Pesquisa da FFLCH abordou o desenvolvimento da indústria do vestuário no Brasil do século 19 até os anos 1960, quando a roupa industrial voltada à classe média ganhou expressão de moda
Uma pesquisa da Faculdade de Filosofia, Letras e Ciências Humanas (FFLCH) da USP construiu, de forma inédita, um painel da história do vestuário no Brasil desde o século 19, com a produção em série de roupas para escravizados, até o início dos anos 1960, quando a indústria têxtil nacional já apresentava traços semelhantes aos dos grandes centros do Ocidente.
A tese de doutorado Indústria do vestuário e moda no Brasil do século XIX a 1960: da cópia e adaptação à autonomização subordinada, defendida pelo jornalista e historiador Luís André do Prado, em 2019, aborda um segmento pouco estudado pela academia no Brasil e em instituições estrangeiras.
Prado pesquisou dados estatísticos e análises econômicas a partir de fontes como IBGE, livros, imprensa, teses, dissertações, além de pesquisas físicas em acervos pessoais e institucionais de associações e editoras especializadas em moda. “Meu objetivo inicial era focar a década de 1960, mas a carência de dados sobre os primórdios da indústria do vestuário no Brasil me fez voltar no tempo mais do que planejara. Fui parar no início do século 19”.
O pesquisador explica que o início da confecção de roupas em série se deveu menos à criação e uso de máquinas e mais à padronização das roupas por meio de moldes em escalas de tamanhos. Isso permitiu a produção em escala industrial desde a virada do século 18 para o 19, em países como Inglaterra, França e Estados Unidos, e, na primeira metade do século 19, no Brasil. “[Posteriormente,] a introdução das máquinas de costura, de corte de tecidos e de fabricação de malhas, entre meados e fins do século 19, contribuiu enormemente para acelerar o crescimento da fabricação de roupas prontas”.
Início da padronização
Anúncios em jornais da primeira e segunda metade do século 19 comprovam a produção em série de roupas de trabalho para escravizados - primeiro nicho de produção industrial em série.
Ainda naquele século, desenvolveram-se manufaturas de roupas íntimas (masculinas e femininas), uniformes escolares e de vestuário masculino, que seguia os padrões ocidentais do terno. “Estas peças se prestaram melhor à produção seriada justamente por serem mais padronizadas, sem forte influência das alternâncias da moda”, explica Prado.
Roupas femininas, por seguirem as modas sazonais, passaram a ser padronizadas em uma escala ascendente a partir da década de 1930. As confecções brasileiras copiavam e adaptavam os padrões da moda internacional, centrados em Paris.
Em 1960, o Censo Industrial do Brasil, realizado pelo IBGE, mostrou pela primeira vez a produção de roupas femininas com uma porcentagem maior que a masculina: 26,8 contra 23,4%.

Produção para a classe média
Um dos capítulos da pesquisa analisou a multinacional francesa Cia.

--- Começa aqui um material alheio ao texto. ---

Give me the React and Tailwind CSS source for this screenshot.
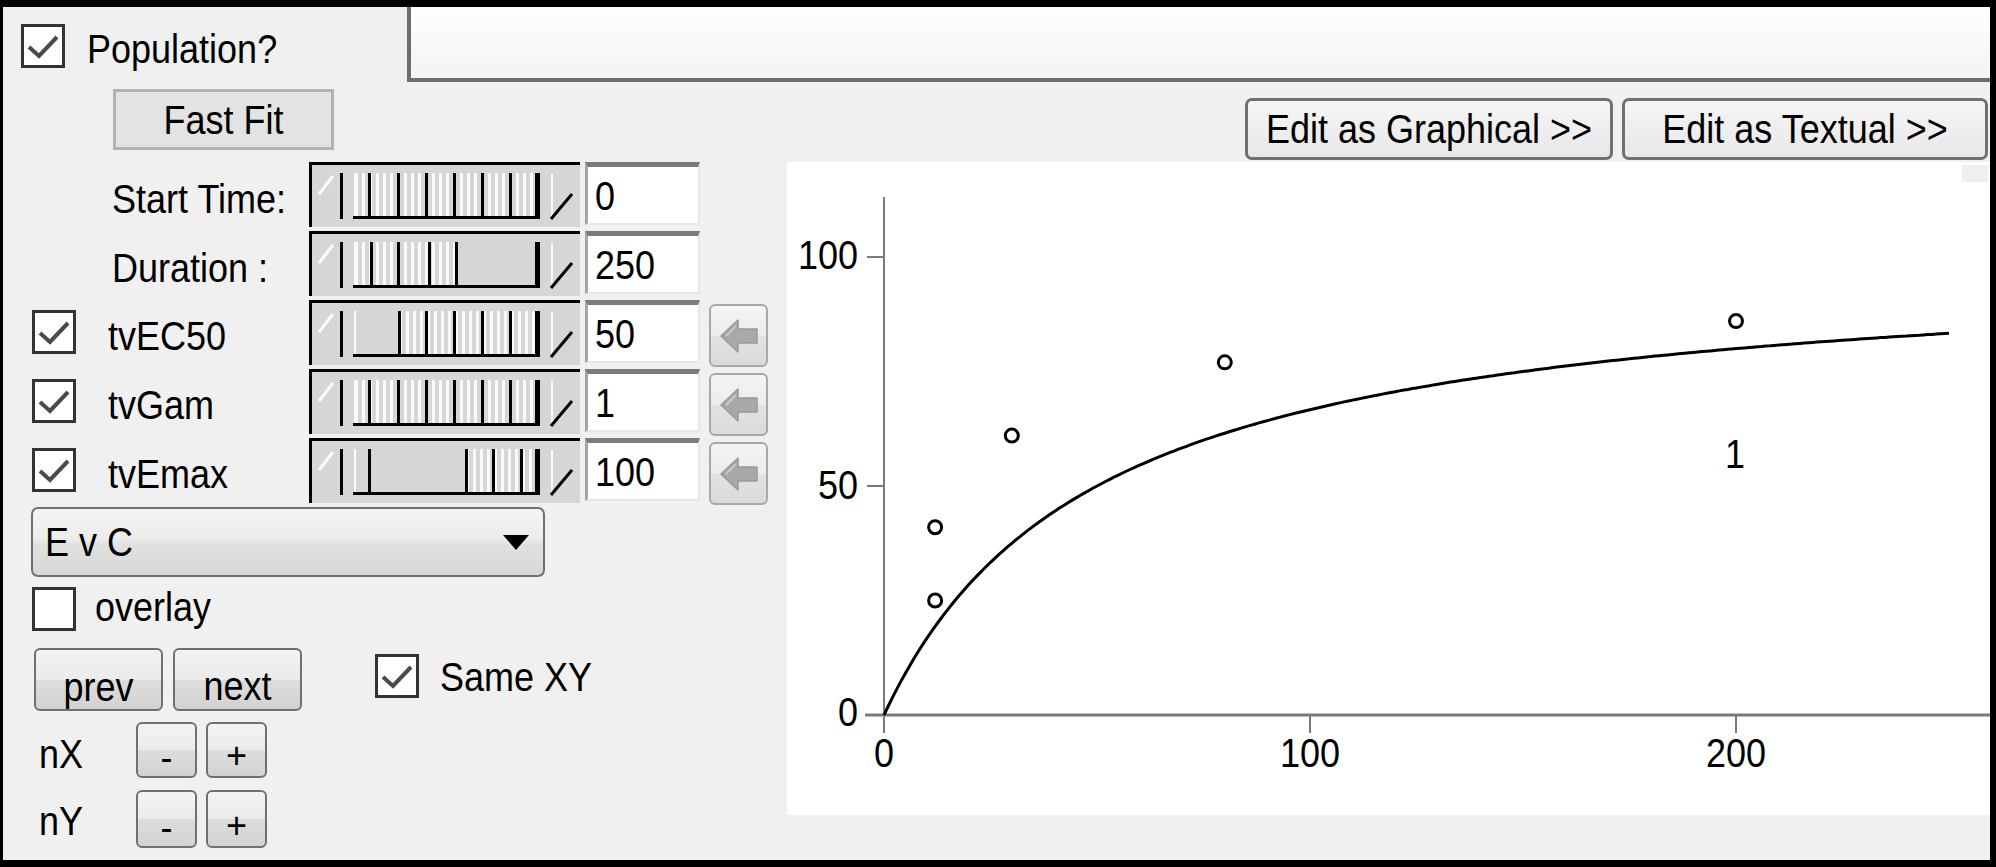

Industrial Rhodiaseta (conhecida como Rhodia), durante os anos 1960, sustentada pela ideia do “lançamento internacional da moda brasileira”, que tinha por objetivo maior o lançamento dos fios sintéticos para produção de tecidos no Brasil.
Durante sete anos, foram realizados desfiles de peças de alta moda, criadas por costureiros locais, e de moda de produção em série (denominada prêt-à-porter) de marcas em atuação no Brasil. Prado explica que tais campanhas constituíram uma “estratégia publicitária para vender à classe média brasileira a ideia de que as confecções e os criadores do Brasil também poderiam ter valor simbólico. Uma estratégia paradoxal pela qual procurou-se simular um reconhecimento, no exterior, da moda feita no Brasil”.

A ideia era valorizar a produção em massa que seria vendida à classe média no Brasil. “Evidencia-se, por esses eventos, a mentalidade ‘colonizada’ do brasileiro médio, mas que reproduzia um comportamento naturalizado pelas elites nacionais”, analisa.
A alta moda naquele período teve expoentes como Dener Pamplona de Abreu e Clodovil Hernandes, por exemplo, costureiros que vivenciaram trajetórias curtas como criadores, pois a moda em série ganhou hegemonia sobre a alta costura na virada para os anos 1970.
Prado observa que o interesse pela formação do campo da criação de moda, estudado na pesquisa, vem crescendo no Brasil e que o desenvolvimento da indústria do vestuário constitui uma vertente de pesquisa relevante e pouco explorada na História Econômica. “São assuntos que apaixonam mesmo o público não acadêmico. Já em 2010, o Brasil ocupava o primeiro posto entre os países que mais oferecem graduação de nível superior em moda”.